For CS 354, grades are stored in ~cs354/grades/$USER as text files that get updated when your grades are changed. Thus there are no automatic notifications like with Brightspace or Gradescope.

To solve this, you can create the following shell script and Systemd service to monitor for grade changes. It will email you when any grade file is written to.

Shell script

Place this somewhere like ~/.local/bin/monitor_cs354_grades.sh.

#!/bin/bash

set -e -u -o pipefail

GRADE_DIR=~cs354/grades/"$USER"

inotifywait -m --includei '\.rpt$' -e close_write "$GRADE_DIR" \
    | while read -r dir events file; do
        echo "$file updated" >&2
        printf 'Subject: CS 354 %s grade updated\n\n' "${file%.rpt}" \
            | cat - "${dir}${file}" \
            | sendmail -bm -i "$USER"
        echo "Email sent" >&2
    done

Here is a brief explanation of what this does:

  • inotifywait is a tool that uses Linux’s inotify(7) interface to watch for file I/O events.
  • We tell inotifywait to monitor for events where a file opened in write mode is closed on files ending with .rpt in the grade directory.
  • When it sees such an event, it outputs a single line of text. See the manual page for details on the format.
  • We pipe this into a loop that does the following repeatedly:
    • Reads a single line from standard input and stores each field in variable.
    • Prints a subject line followed by the updated file’s contents, and pipes that to sendmail.
    • sendmail is provided by Postfix, the mail server installed on the CS servers, and is used to send email.

Systemd service

Creating the file

To run the shell script in the background constantly, we can use Systemd.

Run the following command to create a new service file. You can replace the name with whatever you like.

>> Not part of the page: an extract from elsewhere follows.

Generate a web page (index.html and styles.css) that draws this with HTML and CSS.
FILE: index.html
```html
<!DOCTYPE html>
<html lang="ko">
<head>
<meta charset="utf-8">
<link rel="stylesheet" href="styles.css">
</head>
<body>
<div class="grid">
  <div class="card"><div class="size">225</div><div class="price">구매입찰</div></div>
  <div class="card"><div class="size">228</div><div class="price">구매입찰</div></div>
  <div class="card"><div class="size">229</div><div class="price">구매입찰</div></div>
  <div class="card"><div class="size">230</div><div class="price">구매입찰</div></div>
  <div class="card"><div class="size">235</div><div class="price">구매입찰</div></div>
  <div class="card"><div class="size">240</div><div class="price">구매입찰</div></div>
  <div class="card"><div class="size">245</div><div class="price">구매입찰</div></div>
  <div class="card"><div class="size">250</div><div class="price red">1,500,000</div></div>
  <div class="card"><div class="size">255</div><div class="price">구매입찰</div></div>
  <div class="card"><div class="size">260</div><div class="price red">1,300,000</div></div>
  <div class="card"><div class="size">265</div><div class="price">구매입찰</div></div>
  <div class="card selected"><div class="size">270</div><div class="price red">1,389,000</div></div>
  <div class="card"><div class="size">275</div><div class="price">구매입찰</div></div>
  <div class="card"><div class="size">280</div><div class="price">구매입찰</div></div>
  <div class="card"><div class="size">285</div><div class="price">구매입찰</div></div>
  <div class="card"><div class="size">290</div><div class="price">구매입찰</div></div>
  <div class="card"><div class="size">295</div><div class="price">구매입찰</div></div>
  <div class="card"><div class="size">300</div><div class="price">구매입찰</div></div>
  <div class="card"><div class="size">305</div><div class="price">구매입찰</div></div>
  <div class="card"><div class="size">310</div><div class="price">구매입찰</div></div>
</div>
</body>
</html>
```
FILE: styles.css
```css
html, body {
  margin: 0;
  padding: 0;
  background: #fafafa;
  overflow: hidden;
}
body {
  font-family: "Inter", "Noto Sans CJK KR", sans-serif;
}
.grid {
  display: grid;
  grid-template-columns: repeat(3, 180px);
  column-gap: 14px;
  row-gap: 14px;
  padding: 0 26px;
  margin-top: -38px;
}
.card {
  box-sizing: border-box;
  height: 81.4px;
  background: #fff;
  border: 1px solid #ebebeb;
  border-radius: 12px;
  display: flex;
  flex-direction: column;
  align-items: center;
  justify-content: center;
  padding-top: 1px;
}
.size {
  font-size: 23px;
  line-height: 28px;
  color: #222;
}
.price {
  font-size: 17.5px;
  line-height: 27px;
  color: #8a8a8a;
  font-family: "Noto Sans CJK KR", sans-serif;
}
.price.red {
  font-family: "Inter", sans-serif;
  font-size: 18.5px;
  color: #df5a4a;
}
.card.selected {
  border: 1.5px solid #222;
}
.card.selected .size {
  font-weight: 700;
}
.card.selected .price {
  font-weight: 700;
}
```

$ systemctl --user edit --full monitor-cs354-grades.service

This will open the new file in a text editor. Give it the following contents.

[Unit]
Description=Monitors CS 354 grades and emails upon updates

[Service]
Type=exec
ExecStart=%h/.local/bin/monitor_cs354_grades.sh
Restart=always

[Install]
WantedBy=default.target

Running the service

First, enable “linger,” i.e. allow services to run even after you log out. (See loginctl(1) for details.)

$ loginctl enable-linger

Then enable and start the service.

$ systemctl --user enable --now monitor-cs354-grades.service

Some useful systemctl commands:

  • Start/stop/enable/disable a unit: systemctl <action> <unit>.
  • See a unit’s status: systemctl status <unit>.
  • Print a unit’s logs: journalctl --user -eu <unit>.
  • Edit a unit: systemctl edit --full <unit>. To apply these commands to your user-scoped Systemd instance instead of the system-level one, insert the --user option as the first argument to the commands.